É o pico da dramatização: em períodos de dificuldades nas negociações à esquerda, o presidente do partido, Carlos César, assume regularmente o papel de “polícia mau”, encarregando-se de fazer a maior pressão sobre os partidos parceiros. Agora, a escassos dias da votação do Orçamento e sem aprovação garantida, volta a entrar em campo, acusando os partidos de assumirem uma postura de “incompreensão e de arrogância” e questionando mesmo se estarão interessados em “derrubar o Governo e dar uma oportunidade à direita”.
Numa longa publicação publicada na sua página de Facebook, César ataca a insistência de Bloco de Esquerda e PCP — que até agora colocava esta discussão de parte — em misturar o pacote das leis laborais com a negociação do Orçamento do Estado. E acusa: “Quem quer colocar um problema que só noutra ocasião e contexto pode ser colocado e apreciado, não está centrado na discussão e aprovação do Orçamento de que Portugal tanto precisa, mas sim na sua desaprovação e ou na censura e no derrube do Governo e no termo da legislatura”.
E completa a sua tese: César diz “sentir” que BE e PCP têm, chegada esta fase de impasse negocial, de “tornar mais inequívoco e dizer claramente aos portugueses” quais são as suas verdadeiras intenções. “Se só justificar como desaprovam o OE, derrubam o Governo e dão uma oportunidade à direita, ou se, pelo contrário, procuram construir consensos que afirmem à esquerda a governação do País (sem, evidentemente, ocultarem as suas divergências e as suas diferenças)”. E promete: “O PS permanece apostado nessa construção. Já quanto ao BE e ao PCP, fico sem perceber se, afinal, se sentem melhor a fazer oposição a um governo de direita do que a fazer acordos com um governo de esquerda“.
Nesta publicação, César vai garantindo que o PS tem “compreensão e humildade” na negociação — o que não significa “abandonar o seu sentido de responsabilidade” — mas que não pode aceitar que “tudo” lhe seja “exigido” — “isso sim, uma postura política de incompreensão e de arrogância”.

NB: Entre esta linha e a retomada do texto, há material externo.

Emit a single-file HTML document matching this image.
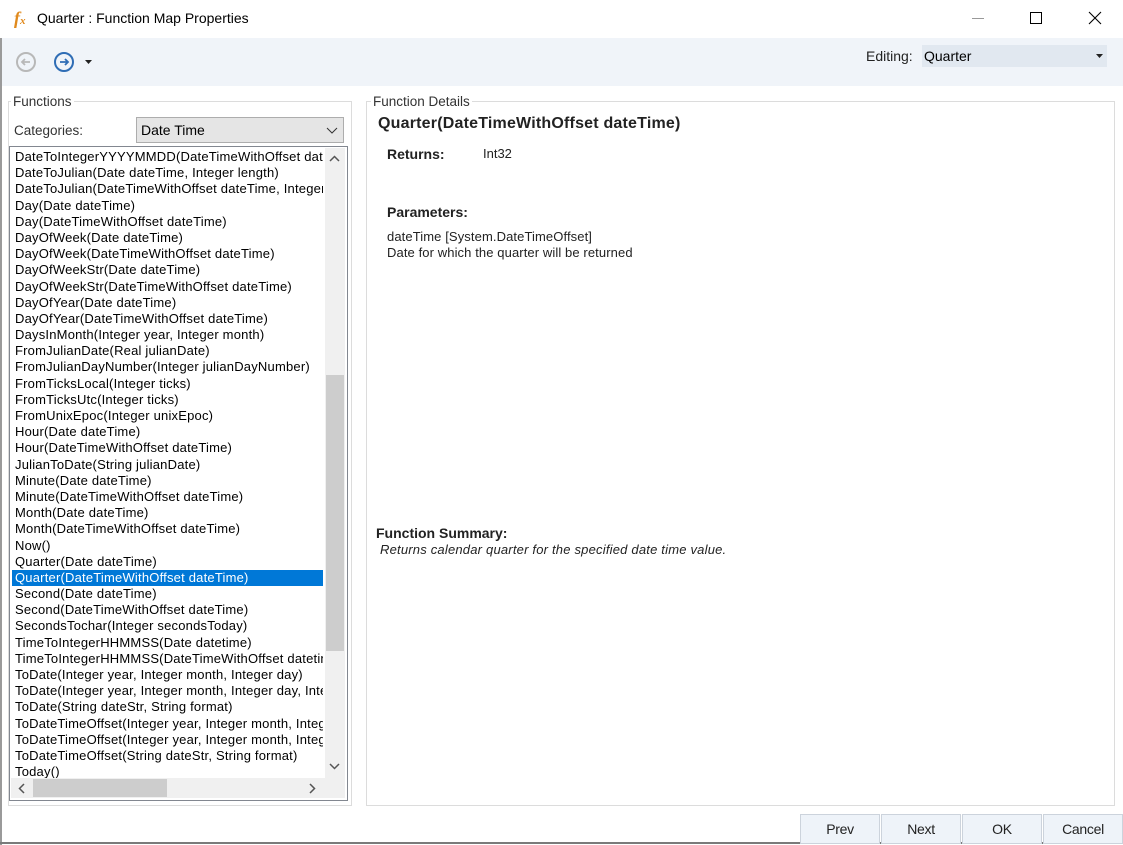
<!DOCTYPE html>
<html><head><style>
*{margin:0;padding:0;box-sizing:border-box}
body{width:1123px;height:845px;background:#fff;font-family:"Liberation Sans",sans-serif;font-size:13px;color:#000;position:relative;overflow:hidden}
.a{position:absolute}
.list div{height:16.2px;line-height:16px;white-space:nowrap;padding-left:3px;letter-spacing:0.2px}
.sel{background:#0078d7;color:#fff}
.btn{position:absolute;top:814px;height:30px;width:80px;background:#eef3f9;border:1px solid #ccd3dc;text-align:center;line-height:28px;font-size:14px;color:#222;letter-spacing:-0.3px}
</style></head><body>
<div class="a" style="left:0;top:38px;width:2px;height:807px;background:#9a9a9a"></div>
<div class="a" style="left:0;top:842px;width:1123px;height:2px;background:#7a7a7a"></div>
<div class="a" style="left:14px;top:8px;font-family:'Liberation Serif',serif;font-style:italic;font-weight:bold;color:#e08a1e;font-size:18px">f<span style="font-size:11px">x</span></div>
<div class="a" style="left:37px;top:10px;font-size:14px">Quarter : Function Map Properties</div>
<div class="a" style="left:972px;top:18px;width:12px;height:1px;background:#999"></div>
<div class="a" style="left:1030px;top:12px;width:12px;height:12px;border:1px solid #000"></div>
<svg class="a" style="left:1088px;top:11px" width="14" height="14"><path d="M1 1L13 13M13 1L1 13" stroke="#000" stroke-width="1.1"/></svg>
<div class="a" style="left:2px;top:38px;width:1121px;height:48px;background:#f0f4f9"></div>
<svg class="a" style="left:15px;top:51px" width="22" height="22"><circle cx="11" cy="11" r="9" fill="none" stroke="#b8b8b8" stroke-width="2"/><path d="M15 11H7M10 8L7 11L10 14" stroke="#b8b8b8" stroke-width="1.8" fill="none"/></svg>
<svg class="a" style="left:53px;top:51px" width="22" height="22"><circle cx="11" cy="11" r="9" fill="none" stroke="#2f6db5" stroke-width="2"/><path d="M7 11H15M12 8L15 11L12 14" stroke="#2f6db5" stroke-width="1.8" fill="none"/></svg>
<svg class="a" style="left:85px;top:60px" width="7" height="4"><path d="M0 0H7L3.5 4Z" fill="#222"/></svg>
<div class="a" style="left:866px;top:48px;font-size:14px;color:#222">Editing:</div>
<div class="a" style="left:922px;top:45px;width:185px;height:22px;background:#e1e8f0;font-size:14px;line-height:22px;padding-left:2px">Quarter</div>
<svg class="a" style="left:1096px;top:54px" width="7" height="4"><path d="M0 0H7L3.5 4Z" fill="#222"/></svg>

<div class="a" style="left:8px;top:101px;width:344px;height:705px;border:1px solid #dcdcdc"></div>
<div class="a" style="left:11px;top:94px;background:#fff;padding:0 2px;color:#333;font-size:13.5px">Functions</div>
<div class="a" style="left:14px;top:123px;color:#333;font-size:13.5px">Categories:</div>
<div class="a" style="left:136px;top:117px;width:208px;height:26px;background:#e5e5e5;border:1px solid #adadad;line-height:24px;padding-left:4px;font-size:14px">Date Time</div>
<svg class="a" style="left:326px;top:127px" width="12" height="7"><path d="M1 1L6 6L11 1" stroke="#333" fill="none"/></svg>
<div class="a" style="left:9px;top:146px;width:339px;height:655px;border:1px solid #828790;background:#fff"></div>
<div class="a list" style="left:12px;top:149px;width:311px;height:629px;overflow:hidden">
<div>DateToIntegerYYYYMMDD(DateTimeWithOffset dateTime)</div>
<div>DateToJulian(Date dateTime, Integer length)</div>
<div>DateToJulian(DateTimeWithOffset dateTime, Integer length)</div>
<div>Day(Date dateTime)</div>
<div>Day(DateTimeWithOffset dateTime)</div>
<div>DayOfWeek(Date dateTime)</div>
<div>DayOfWeek(DateTimeWithOffset dateTime)</div>
<div>DayOfWeekStr(Date dateTime)</div>
<div>DayOfWeekStr(DateTimeWithOffset dateTime)</div>
<div>DayOfYear(Date dateTime)</div>
<div>DayOfYear(DateTimeWithOffset dateTime)</div>
<div>DaysInMonth(Integer year, Integer month)</div>
<div>FromJulianDate(Real julianDate)</div>
<div>FromJulianDayNumber(Integer julianDayNumber)</div>
<div>FromTicksLocal(Integer ticks)</div>
<div>FromTicksUtc(Integer ticks)</div>
<div>FromUnixEpoc(Integer unixEpoc)</div>
<div>Hour(Date dateTime)</div>
<div>Hour(DateTimeWithOffset dateTime)</div>
<div>JulianToDate(String julianDate)</div>
<div>Minute(Date dateTime)</div>
<div>Minute(DateTimeWithOffset dateTime)</div>
<div>Month(Date dateTime)</div>
<div>Month(DateTimeWithOffset dateTime)</div>
<div>Now()</div>
<div>Quarter(Date dateTime)</div>
<div class="sel">Quarter(DateTimeWithOffset dateTime)</div>
<div>Second(Date dateTime)</div>
<div>Second(DateTimeWithOffset dateTime)</div>
<div>SecondsTochar(Integer secondsToday)</div>
<div>TimeToIntegerHHMMSS(Date datetime)</div>
<div>TimeToIntegerHHMMSS(DateTimeWithOffset datetime)</div>
<div>ToDate(Integer year, Integer month, Integer day)</div>
<div>ToDate(Integer year, Integer month, Integer day, Integer hour)</div>
<div>ToDate(String dateStr, String format)</div>
<div>ToDateTimeOffset(Integer year, Integer month, Integer day)</div>
<div>ToDateTimeOffset(Integer year, Integer month, Integer day)</div>
<div>ToDateTimeOffset(String dateStr, String format)</div>
<div>Today()</div>
</div>
<div class="a" style="left:325px;top:148px;width:20px;height:630px;background:#f0f0f0"></div>
<div class="a" style="left:326px;top:375px;width:18px;height:276px;background:#cdcdcd"></div>
<svg class="a" style="left:329px;top:155px" width="11" height="7"><path d="M1 6L5.5 1.5L10 6" stroke="#555" stroke-width="1.5" fill="none"/></svg>
<svg class="a" style="left:329px;top:763px" width="11" height="7"><path d="M1 1L5.5 5.5L10 1" stroke="#555" stroke-width="1.5" fill="none"/></svg>
<div class="a" style="left:11px;top:778px;width:334px;height:20px;background:#f0f0f0"></div>
<div class="a" style="left:33px;top:779px;width:134px;height:18px;background:#cdcdcd"></div>
<svg class="a" style="left:18px;top:783px" width="7" height="11"><path d="M6 1L1.5 5.5L6 10" stroke="#555" stroke-width="1.5" fill="none"/></svg>
<svg class="a" style="left:309px;top:783px" width="7" height="11"><path d="M1 1L5.5 5.5L1 10" stroke="#555" stroke-width="1.5" fill="none"/></svg>

<div class="a" style="left:366px;top:101px;width:749px;height:705px;border:1px solid #dcdcdc"></div>
<div class="a" style="left:371px;top:94px;background:#fff;padding:0 2px;color:#333;font-size:13.5px">Function Details</div>
<div class="a" style="left:378px;top:115px;font-weight:bold;font-size:16px;color:#222;letter-spacing:0.2px">Quarter(DateTimeWithOffset dateTime)</div>
<div class="a" style="left:387px;top:146px;font-weight:bold;color:#222;font-size:14px">Returns:</div>
<div class="a" style="left:483px;top:146px;color:#222">Int32</div>
<div class="a" style="left:387px;top:204px;font-weight:bold;color:#222;font-size:14px">Parameters:</div>
<div class="a" style="left:387px;top:229px;color:#222;letter-spacing:0.1px;line-height:16px">dateTime [System.DateTimeOffset]<br>Date for which the quarter will be returned</div>
<div class="a" style="left:376px;top:525px;font-weight:bold;color:#222;font-size:14px">Function Summary:</div>
<div class="a" style="left:380px;top:542px;font-style:italic;color:#222;letter-spacing:0.2px">Returns calendar quarter for the specified date time value.</div>

<div class="btn" style="left:800px">Prev</div>
<div class="btn" style="left:881px">Next</div>
<div class="btn" style="left:962px">OK</div>
<div class="btn" style="left:1043px">Cancel</div>
</body></html>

A preocupação com as contas certas que o PS tem deixado clara também é sublinhada pelo presidente do partido: uma das lições da crise anterior, frisa, é que “a gestão cuidadosa das finanças públicas é indispensável para não enfrentarmos uma espiral de descrédito externo e de dificuldades incontornáveis de financiamento dos nossos orçamentos”. Por isso mesmo, defende que esse é um dos objetivos que não devem ser “traídos” no conteúdo do OE e que deve ser combinado com as propostas dos partidos que “melhorem a realização dessas orientações”, mas sem as prejudicar ou desequilibrar”.
Quanto ao nó da legislação laboral, César defende que o que seria “útil e legítimo” seria discutir essa pasta “em devido tempo”, em vez de fazer a negociação orçamental depender dela.
Conclusão? O PS deve continuar a dialogar, até porque é seu “dever” fazê-lo com o objetivo de manter a estabilidade política — “e, em qualquer caso, teremos, sempre, o dever de continuar a governar com as condições que estiverem propiciadas“, avisa. Mas seria “melhor” evitar que fosse desencadeado um processo de eleições antecipadas, “como anunciou o Presidente da República”, até para não prejudicar a execução dos “vultuosíssimos investimentos que o PRR proporciona”. Mais uma vez, como Costa já tinha feito, passa o ónus de eventuais eleições para uma eventual decisão do Presidente.
Carlos César: “O PS tem limites. A estabilidade política não pode ser feita a qualquer preço”
Este não é o primeiro aviso que César faz sobre o perigo das cedências à esquerda: em setembro, em entrevista ao Observador, lembrava que “o PS tem limites” e que “a estabilidade política não pode ser feita a qualquer preço”, mostrando já então uma preocupação com as negociações. É, no entanto, a primeira vez que vem pronunciar-se publicamente no decorrer das mesmas, e logo a dias da decisiva votação (marcada para dia 27 de outubro).